The Focus Bigger may be better when it comes to the size of a medical practice, researchers from the University of Pittsburgh and the Harvard School of Public Health reported last week in the Annals of Internal Medicine.

On four of six measures of quality, including the percentage of patients who received mammograms, Pap smears or eye exams for diabetics, primary care practices with more doctors scored higher than those with fewer physicians. That finding is contrary to the widespread public perception that the best care is provided by a neighborhood practice consisting of a few doctors.

Researchers led by Ateev Mehrotra, an assistant professor of internal medicine at the University of Pittsburgh School of Medicine and policy researcher at the RAND Corp., compared data from 119 California physicians' groups that contracted with PacifiCare, a large California HMO, for a 12-month period beginning in July 1999. An estimated 1.7 million patients were involved.

Their goal was to compare the care delivered in large group practices involving dozens or even hundreds of doctors, such as those employed by Kaiser Permanente or affiliated with large teaching hospitals, with small practices consisting of three or fewer physicians.

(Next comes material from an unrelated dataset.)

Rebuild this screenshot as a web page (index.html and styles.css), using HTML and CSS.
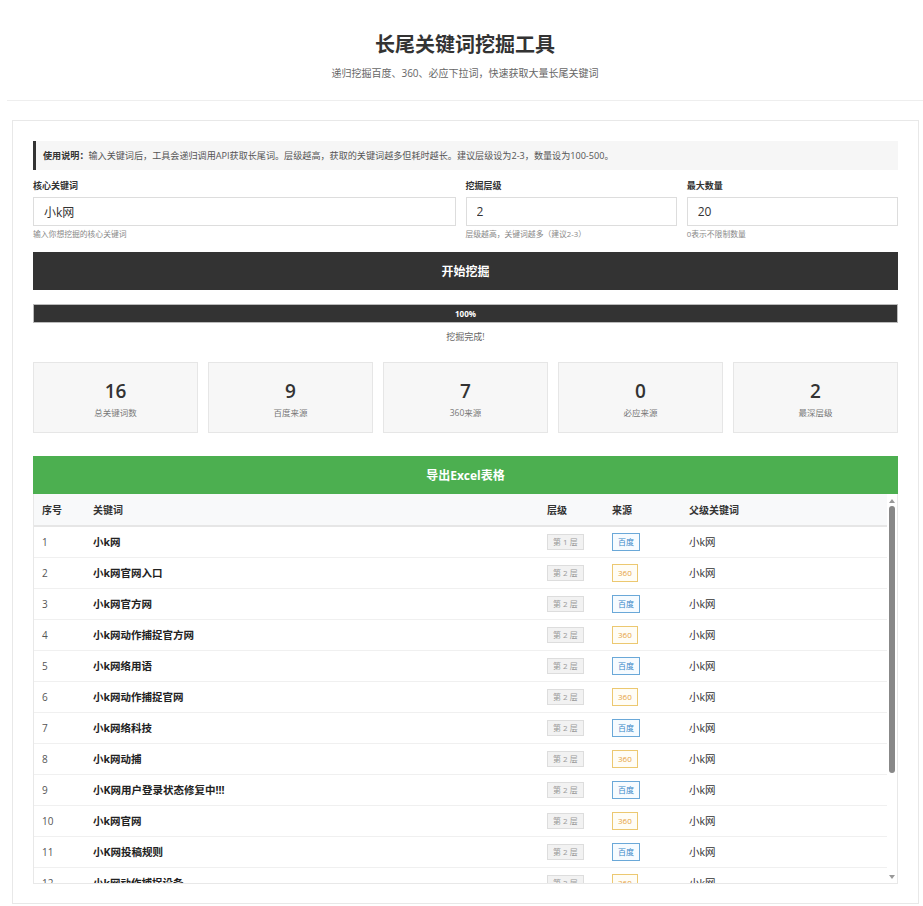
FILE: index.html
```html
<!DOCTYPE html>
<html lang="zh-CN">
<head>
    <meta charset="UTF-8">
    <meta name="viewport" content="width=device-width, initial-scale=1.0">
    <title>长尾关键词挖掘工具</title>
    <link rel="stylesheet" href="styles.css">
</head>
<body>
<div class="page">
    <header class="header">
        <h1>长尾关键词挖掘工具</h1>
        <p class="subtitle">递归挖掘百度、360、必应下拉词，快速获取大量长尾关键词</p>
    </header>

    <main class="card">
        <div class="notice">
            <strong>使用说明：</strong>输入关键词后，工具会递归调用API获取长尾词。层级越高，获取的关键词越多但耗时越长。建议层级设为2-3，数量设为100-500。
        </div>

        <div class="form-row">
            <div class="field">
                <label for="keyword">核心关键词</label>
                <input type="text" id="keyword" value="小k网">
                <div class="hint">输入你想挖掘的核心关键词</div>
            </div>
            <div class="field">
                <label for="depth">挖掘层级</label>
                <input type="text" id="depth" value="2">
                <div class="hint">层级越高，关键词越多（建议2-3）</div>
            </div>
            <div class="field">
                <label for="maxCount">最大数量</label>
                <input type="text" id="maxCount" value="20">
                <div class="hint">0表示不限制数量</div>
            </div>
        </div>

        <button class="btn btn-start">开始挖掘</button>

        <div class="progress">
            <div class="progress-fill" style="width: 100%">100%</div>
        </div>
        <div class="status">挖掘完成!</div>

        <div class="stats">
            <div class="stat"><div class="stat-num">16</div><div class="stat-label">总关键词数</div></div>
            <div class="stat"><div class="stat-num">9</div><div class="stat-label">百度来源</div></div>
            <div class="stat"><div class="stat-num">7</div><div class="stat-label">360来源</div></div>
            <div class="stat"><div class="stat-num">0</div><div class="stat-label">必应来源</div></div>
            <div class="stat"><div class="stat-num">2</div><div class="stat-label">最深层级</div></div>
        </div>

        <button class="btn btn-export">导出Excel表格</button>

        <div class="table-box">
            <div class="table-wrap">
                <table class="result-table">
                    <colgroup>
                        <col class="c-idx"><col class="c-kw"><col class="c-lvl"><col class="c-src"><col>
                    </colgroup>
                    <thead>
                        <tr><th>序号</th><th>关键词</th><th>层级</th><th>来源</th><th>父级关键词</th></tr>
                    </thead>
                    <tbody id="rows"></tbody>
                </table>
            </div>
            <!-- scrollbar drawn by hand, the screenshot browser hides native ones -->
            <div class="scrollbar">
                <span class="arrow arrow-up"></span>
                <span class="thumb"></span>
                <span class="arrow arrow-down"></span>
            </div>
        </div>
    </main>
</div>

<script>
    const data = [
        ['小k网', 1, 'baidu'],
        ['小k网官网入口', 2, '360'],
        ['小k网官方网', 2, 'baidu'],
        ['小k网动作捕捉官方网', 2, '360'],
        ['小k网络用语', 2, 'baidu'],
        ['小k网动作捕捉官网', 2, '360'],
        ['小k网络科技', 2, 'baidu'],
        ['小k网动捕', 2, '360'],
        ['小K网用户登录状态修复中!!!', 2, 'baidu'],
        ['小k网官网', 2, '360'],
        ['小K网投稿规则', 2, 'baidu'],
        ['小k网动作捕捉设备', 2, '360'],
        ['小k网app', 2, 'baidu'],
        ['小k网下载', 2, 'baidu'],
        ['小k网是什么', 2, 'baidu'],
        ['小k网怎么样', 2, '360']
    ];

    const tbody = document.getElementById('rows');
    data.forEach((row, i) => {
        const tr = document.createElement('tr');
        const src = row[2] === 'baidu'
            ? '<span class="src src-baidu">百度</span>'
            : '<span class="src src-360">360</span>';
        tr.innerHTML = `
            <td class="idx">${i + 1}</td>
            <td class="kw">${row[0]}</td>
            <td><span class="level">第 ${row[1]} 层</span></td>
            <td>${src}</td>
            <td class="parent">小k网</td>
        `;
        tbody.appendChild(tr);
    });
</script>
</body>
</html>
```

FILE: styles.css
```css
* {
    box-sizing: border-box;
}

body {
    margin: 0;
    background: #fff;
    font-family: "Open Sans", "Noto Sans CJK SC", sans-serif;
    color: #333;
}

.page {
    padding-left: 7px;
}

.header {
    text-align: center;
    padding: 31px 0 20px;
    border-bottom: 1px solid #eee;
}

.header h1 {
    margin: 0;
    font-size: 20px;
    line-height: 28px;
    font-weight: bold;
    color: #333;
}

.subtitle {
    margin: 7px 0 0;
    font-size: 10px;
    line-height: 14px;
    color: #666;
}

.card {
    margin: 19px 4px 0 5px;
    padding: 20px 20px 19px;
    border: 1px solid #e8e8e8;
}

.notice {
    background: #f6f6f6;
    border-left: 3px solid #333;
    padding: 8px 8px 8px 7px;
    font-size: 9.1px;
    line-height: 13px;
    color: #555;
}

.notice strong {
    color: #333;
}

.form-row {
    display: grid;
    grid-template-columns: 2fr 1fr 1fr;
    gap: 10px;
    margin-top: 10px;
}

label {
    display: block;
    font-size: 9px;
    line-height: 12px;
    font-weight: bold;
    color: #333;
    margin-bottom: 5px;
}

input[type="text"] {
    display: block;
    width: 100%;
    height: 29px;
    padding: 0 10px;
    border: 1px solid #ddd;
    font-family: inherit;
    font-size: 12px;
    color: #333;
    outline: none;
}

.hint {
    margin-top: 3px;
    font-size: 7.8px;
    line-height: 10px;
    color: #888;
}

.btn {
    display: block;
    width: 100%;
    border: none;
    color: #fff;
    font-family: inherit;
    font-size: 12px;
    font-weight: bold;
    cursor: pointer;
}

.btn-start {
    height: 38px;
    margin-top: 13px;
    background: #333;
}

.progress {
    margin-top: 14px;
    height: 19px;
    border: 1px solid #bbb;
    background: #eee;
}

.progress-fill {
    height: 100%;
    background: #333;
    color: #fff;
    font-size: 8px;
    font-weight: bold;
    line-height: 17px;
    text-align: center;
}

.status {
    margin-top: 8px;
    text-align: center;
    font-size: 9px;
    line-height: 12px;
    color: #666;
}

.stats {
    display: grid;
    grid-template-columns: repeat(5, 1fr);
    gap: 10px;
    margin-top: 19px;
}

.stat {
    height: 71px;
    padding-top: 16px;
    background: #f7f7f7;
    border: 1px solid #e6e6e6;
    text-align: center;
}

.stat-num {
    font-size: 19px;
    line-height: 25px;
    font-weight: 600;
    color: #333;
}

.stat-label {
    margin-top: 3px;
    font-size: 8.5px;
    line-height: 12px;
    color: #777;
}

.btn-export {
    height: 38px;
    margin-top: 23px;
    background: #4caf50;
}

.table-box {
    display: flex;
    height: 390px;
    border: 1px solid #e8e8e8;
    border-top: none;
}

.table-wrap {
    flex: 1;
    overflow: hidden;
}

.scrollbar {
    width: 10px;
    display: flex;
    flex-direction: column;
    align-items: center;
    padding: 5px 0 4px;
    background: #fff;
}

.arrow {
    width: 0;
    height: 0;
    border-left: 3px solid transparent;
    border-right: 3px solid transparent;
}

.arrow-up {
    border-bottom: 4px solid #999;
}

.arrow-down {
    margin-top: auto;
    border-top: 4px solid #999;
}

.thumb {
    width: 6px;
    height: 267px;
    margin-top: 3px;
    background: #888;
    border-radius: 3px;
}

.result-table {
    width: 100%;
    border-collapse: collapse;
    table-layout: fixed;
    font-size: 10px;
}

.c-idx { width: 51px; }
.c-kw { width: 454px; }
.c-lvl { width: 65px; }
.c-src { width: 77px; }

.result-table th {
    height: 32px;
    padding: 0 8px;
    background: #f8f9fa;
    border-bottom: 2px solid #e6e6e6;
    text-align: left;
    font-weight: bold;
    color: #333;
}

.result-table td {
    height: 31px;
    padding: 0 8px;
    border-bottom: 1px solid #f0f0f0;
    color: #333;
    white-space: nowrap;
    overflow: hidden;
}

.result-table td.idx {
    color: #555;
}

.result-table td.kw {
    font-size: 10.5px;
    font-weight: bold;
    color: #222;
}

.result-table td.parent {
    font-size: 10.5px;
}

.level {
    display: inline-block;
    padding: 1px 5px;
    background: #f2f2f2;
    border: 1px solid #ddd;
    color: #999;
    font-size: 8px;
    line-height: 12px;
}

.src {
    display: inline-block;
    padding: 2px 5px;
    border: 1px solid;
    font-size: 8px;
    line-height: 12px;
}

.src-baidu {
    border-color: #6aa8d8;
    color: #3a88c8;
    background: #f6fbff;
}

.src-360 {
    border-color: #ecc870;
    color: #e6a23c;
    background: #fffdf6;
}
```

What They Found Previous studies have analyzed data such as the use of electronic medical records and other technology, but until now no study has examined the delivery of services, such as use of mammography or asthma medication, as markers of quality.

The disparity in mammography was particularly surprising, Mehrotra said: Seventy-three percent of eligible patients in the large medical groups received it, compared with 58 percent in the smaller practices.

"I was expecting maybe a 10-point difference," he said.

While the reasons for the differences in care were unclear, Mehrotra speculated that they might reflect the characteristics of doctors who gravitate to certain kinds of practices. Younger, more recently trained physicians, he said, may be more likely to join the large groups, which might boost the quality of care those patients receive in some areas the researchers analyzed. In two areas, use of asthma medication and prescription of beta blockers after a heart attack, researchers found no difference between large and small practices.

What It Means Mehrotra said he is not advising patients to dump their doctors if they practice in small groups, as do most physicians in the United States.

"This provides support for the idea that [large groups] might provide better quality care," he said. "But I'd certainly want that to be confirmed" by future studies.